_Provided data_.
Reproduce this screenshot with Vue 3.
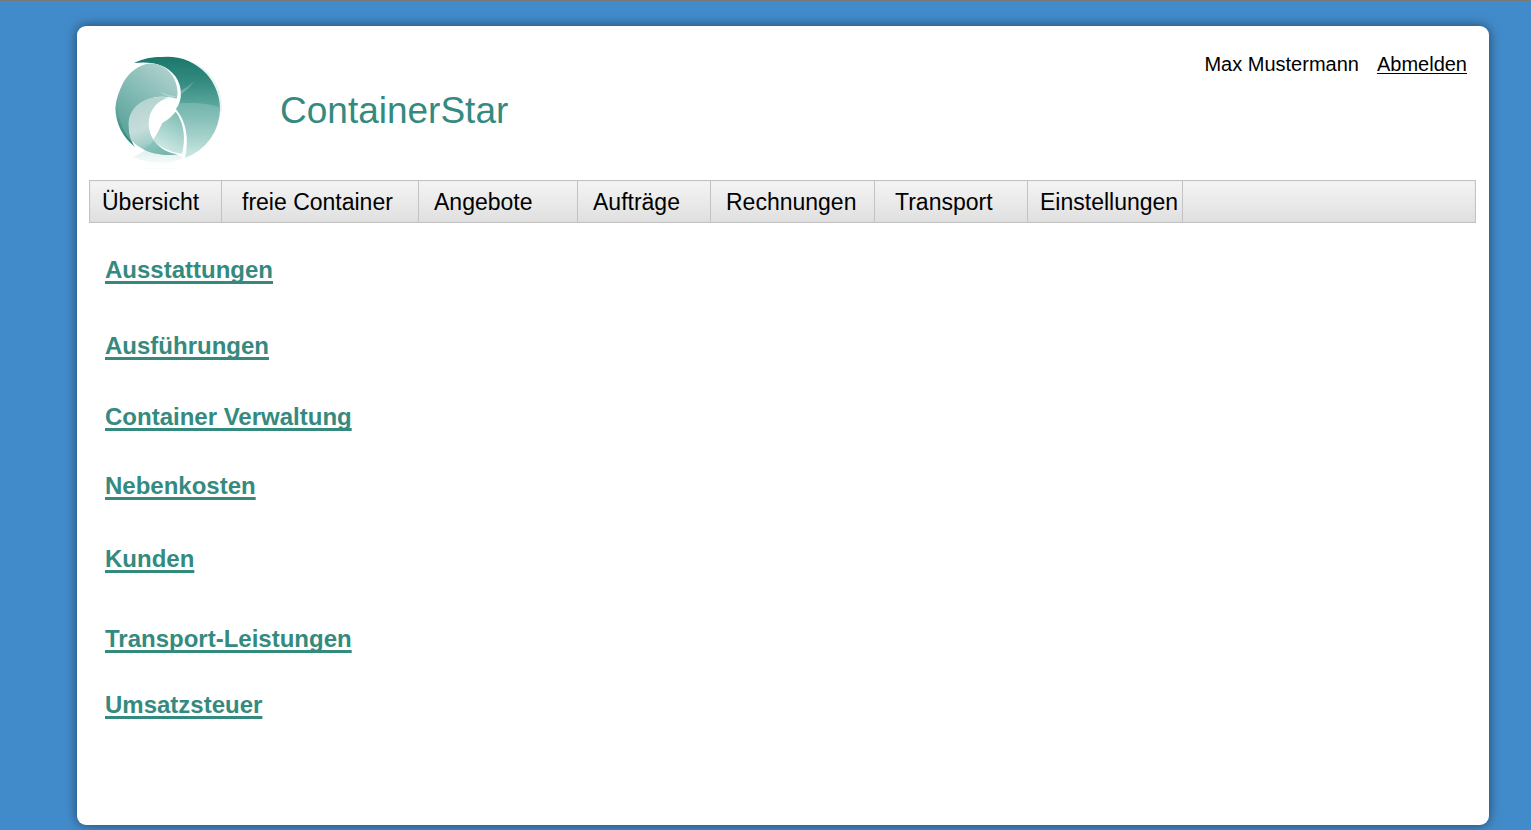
<script setup>
const menu = [
  { label: 'Übersicht', indent: 'indent-small' },
  { label: 'freie Container', indent: 'indent-large' },
  { label: 'Angebote', indent: 'indent-medium' },
  { label: 'Aufträge', indent: 'indent-medium' },
  { label: 'Rechnungen', indent: 'indent-medium' },
  { label: 'Transport', indent: 'indent-large' },
  { label: 'Einstellungen', indent: 'indent-small' },
]

const settings = [
  'Ausstattungen',
  'Ausführungen',
  'Container Verwaltung',
  'Nebenkosten',
  'Kunden',
  'Transport-Leistungen',
  'Umsatzsteuer',
]
</script>

<template>
  <div class="page">
    <div class="card">
      <header class="header">
        <svg class="logo" viewBox="0 0 405 390" aria-hidden="true">
          <defs>
            <linearGradient id="crescent" x1="0" y1="0" x2="0" y2="1">
              <stop offset="0" stop-color="#1b776b" />
              <stop offset="0.25" stop-color="#348b80" />
              <stop offset="0.55" stop-color="#67b0a6" />
              <stop offset="1" stop-color="#cfe9e5" />
            </linearGradient>
            <linearGradient id="leaf" x1="0.8" y1="0" x2="0.2" y2="1">
              <stop offset="0" stop-color="#b0d1ce" />
              <stop offset="0.6" stop-color="#78b5ae" />
              <stop offset="1" stop-color="#57a198" />
            </linearGradient>
            <linearGradient id="rim" x1="0" y1="0" x2="0" y2="1">
              <stop offset="0" stop-color="#a2cbc7" />
              <stop offset="0.6" stop-color="#5da49c" />
              <stop offset="1" stop-color="#267e72" />
            </linearGradient>
            <linearGradient id="petal" x1="0.3" y1="0" x2="0.6" y2="1">
              <stop offset="0" stop-color="#b3d3cf" />
              <stop offset="0.5" stop-color="#c6dddb" />
              <stop offset="0.75" stop-color="#a3cfc9" />
              <stop offset="1" stop-color="#5eaaa0" />
            </linearGradient>
            <linearGradient id="core" x1="0.8" y1="0" x2="0.4" y2="1">
              <stop offset="0" stop-color="#7dbdb4" />
              <stop offset="1" stop-color="#d3ebe7" />
            </linearGradient>
            <linearGradient id="base" x1="0" y1="0" x2="0" y2="1">
              <stop offset="0" stop-color="#cfe7e4" />
              <stop offset="1" stop-color="#f5fbfa" />
            </linearGradient>
            <linearGradient id="sheen" x1="0" y1="0" x2="0" y2="1">
              <stop offset="0" stop-color="#ffffff" stop-opacity="0.18" />
              <stop offset="1" stop-color="#ffffff" stop-opacity="0" />
            </linearGradient>
          </defs>
          <path d="M262 44C330 66 372 130 365 200L358 203C365 130 325 75 262 44Z" fill="#e8f4f2" />
          <path d="M102 54C128 41 156 36 185 36A157 157 0 0 1 360 190A157 157 0 0 1 255 339C268 280 259 230 228 192C250 164 246 123 226 94C199 57 154 48 102 54Z" fill="url(#crescent)" />
          <path d="M239 175C285 171 330 176 359 187A157 157 0 0 1 255 339C268 280 259 230 228 192Z" fill="url(#sheen)" />
          <path d="M142 56A155 155 0 0 0 46 190A155 155 0 0 0 105 306C91 286 84 260 86 234C71 175 95 100 142 56Z" fill="url(#rim)" />
          <path d="M142 56C190 50 232 89 233 145L230 161C176 145 100 159 86 234C87 257 90 274 97 291C50 246 38 155 78 100C94 78 114 63 142 56Z" fill="url(#leaf)" />
          <path d="M99 335C126 326 147 309 162 286C178 309 204 326 235 329L250 339C220 357 151 360 99 335Z" fill="url(#base)" />
          <path d="M205 158C134 147 86 188 86 237C86 258 89 275 93 285C128 323 184 335 233 328C188 324 147 288 146 236C146 196 171 167 205 158Z" fill="url(#petal)" />
          <path d="M187 234C204 224 217 212 227 200C254 235 257 285 246 326C204 321 173 301 159 284C171 269 179 250 187 234Z" fill="url(#core)" />
          <path d="M161 286C178 309 204 324 233 328C186 333 152 325 130 313C143 306 154 297 161 286Z" fill="#83bfb6" opacity="0.65" />
          <path d="M239 139Q265 126 283 109Q266 133 241 150Z" fill="#b6d9d4" opacity="0.35" />
          <path d="M175 139Q204 151 230 154L217 160Q193 153 175 139Z" fill="#d8ebe8" opacity="0.4" />
          <path d="M130 371H240" stroke="#fafcfc" stroke-width="3" />
        </svg>
        <h1 class="brand">ContainerStar</h1>
        <div class="account">
          <span>Max Mustermann</span>
          <a class="logout" href="#">Abmelden</a>
        </div>
      </header>

      <nav class="menu" aria-label="Hauptmenü">
        <a v-for="item in menu" :key="item.label" :class="item.indent" href="#">{{ item.label }}</a>
      </nav>

      <main>
        <ul class="settings">
          <li v-for="entry in settings" :key="entry"><a href="#">{{ entry }}</a></li>
        </ul>
      </main>
    </div>
  </div>
</template>

<style>
body {
  margin: 0;
  background: #428bca;
}
</style>

<style scoped>
.page {
  box-sizing: border-box;
  display: flex;
  min-height: 100vh;
  padding: 25px 42px 5px 77px;
  border-top: 1px solid #777;
  background: #428bca;
  font-family: "Liberation Sans", Arial, sans-serif;
  color: #000;
}

.card {
  box-sizing: border-box;
  flex: 1;
  min-width: 0;
  padding: 19px 13px 40px 12px;
  border-radius: 9px;
  background: #fff;
  box-shadow: 0 0 12px rgba(0, 0, 0, 0.5);
}

.header {
  display: flex;
  align-items: flex-start;
  height: 135px;
  padding: 0 9px 0 11px;
}

.logo {
  width: 135px;
  height: 130px;
  flex: none;
}

.brand {
  margin: 45px 0 0 45px;
  font-size: 37px;
  line-height: 42px;
  font-weight: 400;
  color: #358a80;
}

.account {
  display: flex;
  gap: 18px;
  margin-left: auto;
  padding-top: 7px;
  font-size: 20px;
  line-height: 24px;
}

.logout {
  color: inherit;
  text-decoration: underline;
  text-decoration-thickness: 1px;
  text-underline-offset: 2px;
}

.menu {
  display: grid;
  grid-template-columns: 132px 197px 159px 133px 164px 153px 155px;
  border: 1px solid #c3c3c3;
  background: linear-gradient(#f4f4f4, #e0e0e0);
  box-shadow: inset 0 0 1px #c3c3c3;
}

.menu a {
  padding-top: 2px;
  border-right: 1px solid #c3c3c3;
  font-size: 23px;
  line-height: 39px;
  color: inherit;
  text-decoration: none;
  white-space: nowrap;
}

.menu .indent-small {
  padding-left: 12px;
}

.menu .indent-medium {
  padding-left: 15px;
}

.menu .indent-large {
  padding-left: 20px;
}

.settings {
  display: grid;
  grid-template-rows: 76px 71px 69px 73px 80px 66px 28px;
  margin: 0;
  padding: 33px 0 0 16px;
  list-style: none;
  font-size: 24px;
  line-height: 28px;
  font-weight: 700;
}

.settings a {
  color: #358a80;
  text-decoration: underline;
  text-decoration-thickness: 3px;
  text-decoration-skip-ink: none;
  text-underline-offset: 3px;
}
</style>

_Exercise requirements_.
Each line above is to be copied verbatim. Drop any image from the copy.

_Correct result_.
Reproduce this screenshot with Vue 3.
<script setup>
const menu = [
  { label: 'Übersicht', indent: 'indent-small' },
  { label: 'freie Container', indent: 'indent-large' },
  { label: 'Angebote', indent: 'indent-medium' },
  { label: 'Aufträge', indent: 'indent-medium' },
  { label: 'Rechnungen', indent: 'indent-medium' },
  { label: 'Transport', indent: 'indent-large' },
  { label: 'Einstellungen', indent: 'indent-small' },
]

const settings = [
  'Ausstattungen',
  'Ausführungen',
  'Container Verwaltung',
  'Nebenkosten',
  'Kunden',
  'Transport-Leistungen',
  'Umsatzsteuer',
]
</script>

<template>
  <div class="page">
    <div class="card">
      <header class="header">
        <svg class="logo" viewBox="0 0 405 390" aria-hidden="true">
          <defs>
            <linearGradient id="crescent" x1="0" y1="0" x2="0" y2="1">
              <stop offset="0" stop-color="#1b776b" />
              <stop offset="0.25" stop-color="#348b80" />
              <stop offset="0.55" stop-color="#67b0a6" />
              <stop offset="1" stop-color="#cfe9e5" />
            </linearGradient>
            <linearGradient id="leaf" x1="0.8" y1="0" x2="0.2" y2="1">
              <stop offset="0" stop-color="#b0d1ce" />
              <stop offset="0.6" stop-color="#78b5ae" />
              <stop offset="1" stop-color="#57a198" />
            </linearGradient>
            <linearGradient id="rim" x1="0" y1="0" x2="0" y2="1">
              <stop offset="0" stop-color="#a2cbc7" />
              <stop offset="0.6" stop-color="#5da49c" />
              <stop offset="1" stop-color="#267e72" />
            </linearGradient>
            <linearGradient id="petal" x1="0.3" y1="0" x2="0.6" y2="1">
              <stop offset="0" stop-color="#b3d3cf" />
              <stop offset="0.5" stop-color="#c6dddb" />
              <stop offset="0.75" stop-color="#a3cfc9" />
              <stop offset="1" stop-color="#5eaaa0" />
            </linearGradient>
            <linearGradient id="core" x1="0.8" y1="0" x2="0.4" y2="1">
              <stop offset="0" stop-color="#7dbdb4" />
              <stop offset="1" stop-color="#d3ebe7" />
            </linearGradient>
            <linearGradient id="base" x1="0" y1="0" x2="0" y2="1">
              <stop offset="0" stop-color="#cfe7e4" />
              <stop offset="1" stop-color="#f5fbfa" />
            </linearGradient>
            <linearGradient id="sheen" x1="0" y1="0" x2="0" y2="1">
              <stop offset="0" stop-color="#ffffff" stop-opacity="0.18" />
              <stop offset="1" stop-color="#ffffff" stop-opacity="0" />
            </linearGradient>
          </defs>
          <path d="M262 44C330 66 372 130 365 200L358 203C365 130 325 75 262 44Z" fill="#e8f4f2" />
          <path d="M102 54C128 41 156 36 185 36A157 157 0 0 1 360 190A157 157 0 0 1 255 339C268 280 259 230 228 192C250 164 246 123 226 94C199 57 154 48 102 54Z" fill="url(#crescent)" />
          <path d="M239 175C285 171 330 176 359 187A157 157 0 0 1 255 339C268 280 259 230 228 192Z" fill="url(#sheen)" />
          <path d="M142 56A155 155 0 0 0 46 190A155 155 0 0 0 105 306C91 286 84 260 86 234C71 175 95 100 142 56Z" fill="url(#rim)" />
          <path d="M142 56C190 50 232 89 233 145L230 161C176 145 100 159 86 234C87 257 90 274 97 291C50 246 38 155 78 100C94 78 114 63 142 56Z" fill="url(#leaf)" />
          <path d="M99 335C126 326 147 309 162 286C178 309 204 326 235 329L250 339C220 357 151 360 99 335Z" fill="url(#base)" />
          <path d="M205 158C134 147 86 188 86 237C86 258 89 275 93 285C128 323 184 335 233 328C188 324 147 288 146 236C146 196 171 167 205 158Z" fill="url(#petal)" />
          <path d="M187 234C204 224 217 212 227 200C254 235 257 285 246 326C204 321 173 301 159 284C171 269 179 250 187 234Z" fill="url(#core)" />
          <path d="M161 286C178 309 204 324 233 328C186 333 152 325 130 313C143 306 154 297 161 286Z" fill="#83bfb6" opacity="0.65" />
          <path d="M239 139Q265 126 283 109Q266 133 241 150Z" fill="#b6d9d4" opacity="0.35" />
          <path d="M175 139Q204 151 230 154L217 160Q193 153 175 139Z" fill="#d8ebe8" opacity="0.4" />
          <path d="M130 371H240" stroke="#fafcfc" stroke-width="3" />
        </svg>
        <h1 class="brand">ContainerStar</h1>
        <div class="account">
          <span>Max Mustermann</span>
          <a class="logout" href="#">Abmelden</a>
        </div>
      </header>

      <nav class="menu" aria-label="Hauptmenü">
        <a v-for="item in menu" :key="item.label" :class="item.indent" href="#">{{ item.label }}</a>
      </nav>

      <main>
        <ul class="settings">
          <li v-for="entry in settings" :key="entry"><a href="#">{{ entry }}</a></li>
        </ul>
      </main>
    </div>
  </div>
</template>

<style>
body {
  margin: 0;
  background: #428bca;
}
</style>

<style scoped>
.page {
  box-sizing: border-box;
  display: flex;
  min-height: 100vh;
  padding: 25px 42px 5px 77px;
  border-top: 1px solid #777;
  background: #428bca;
  font-family: "Liberation Sans", Arial, sans-serif;
  color: #000;
}

.card {
  box-sizing: border-box;
  flex: 1;
  min-width: 0;
  padding: 19px 13px 40px 12px;
  border-radius: 9px;
  background: #fff;
  box-shadow: 0 0 12px rgba(0, 0, 0, 0.5);
}

.header {
  display: flex;
  align-items: flex-start;
  height: 135px;
  padding: 0 9px 0 11px;
}

.logo {
  width: 135px;
  height: 130px;
  flex: none;
}

.brand {
  margin: 45px 0 0 45px;
  font-size: 37px;
  line-height: 42px;
  font-weight: 400;
  color: #358a80;
}

.account {
  display: flex;
  gap: 18px;
  margin-left: auto;
  padding-top: 7px;
  font-size: 20px;
  line-height: 24px;
}

.logout {
  color: inherit;
  text-decoration: underline;
  text-decoration-thickness: 1px;
  text-underline-offset: 2px;
}

.menu {
  display: grid;
  grid-template-columns: 132px 197px 159px 133px 164px 153px 155px;
  border: 1px solid #c3c3c3;
  background: linear-gradient(#f4f4f4, #e0e0e0);
  box-shadow: inset 0 0 1px #c3c3c3;
}

.menu a {
  padding-top: 2px;
  border-right: 1px solid #c3c3c3;
  font-size: 23px;
  line-height: 39px;
  color: inherit;
  text-decoration: none;
  white-space: nowrap;
}

.menu .indent-small {
  padding-left: 12px;
}

.menu .indent-medium {
  padding-left: 15px;
}

.menu .indent-large {
  padding-left: 20px;
}

.settings {
  display: grid;
  grid-template-rows: 76px 71px 69px 73px 80px 66px 28px;
  margin: 0;
  padding: 33px 0 0 16px;
  list-style: none;
  font-size: 24px;
  line-height: 28px;
  font-weight: 700;
}

.settings a {
  color: #358a80;
  text-decoration: underline;
  text-decoration-thickness: 3px;
  text-decoration-skip-ink: none;
  text-underline-offset: 3px;
}
</style>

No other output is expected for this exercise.